Ultimately, the truth is in the bottle. With this in mind, if some of the individuals on this thread are local, and you want to arrange a date amongst yourselves, Jon-Mark and I would love to personally host you at Clos Du Val for a private advance tasting of our 2013 and 2014 Cabernets. I hope that you’ll take me up on this offer. I think you’ll like what you discover.

Thanks for the contribution to the discussion, Steve. I picked up a bottle of the 2013 today and will post a note in this thread in the coming days.

Mayacamas is another interesting one to watch. I love Mayacamas, and I would hate for it to become the next Caymus, but that’s not the same thing as saying there isn’t room to improve it either. It was often quite rustic and uneven; I’m interested to see if the new owners can make a better wine that is still a long-aging, classic, balanced Napa cabernet. It remains to be seen, but I don’t assume that trying to improve it means it will become generic or become over the top.

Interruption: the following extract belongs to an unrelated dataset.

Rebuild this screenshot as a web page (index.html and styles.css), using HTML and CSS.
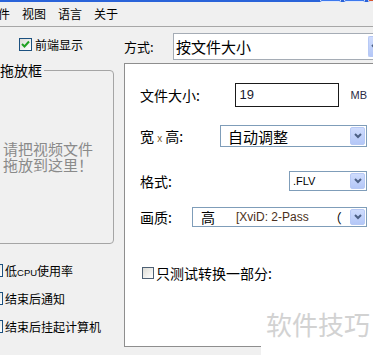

Thanks for the post Steve, very interesting. The words “fruit driven” are a bit loaded, but if you are working towards a style similar to Chappellet, I see that as a positive move. I found CdV wines good, but sometimes I admit to finding them a little thin, at least early on in their evolution. In my mind Chappellet has always maintained a nice balance in their wines between fruit, alcohol and acid. I’m especially a fan of the Signature cab, although I would never turn down a Prichard Hill. Good luck to you.

Thanks Chris - ‘over the top’ certainly isn’t our target. Crafting consistently delicious Cabernets that are reflective of our great Stags Leap vineyards is where we’re heading. Hope to see you at the winery sometime!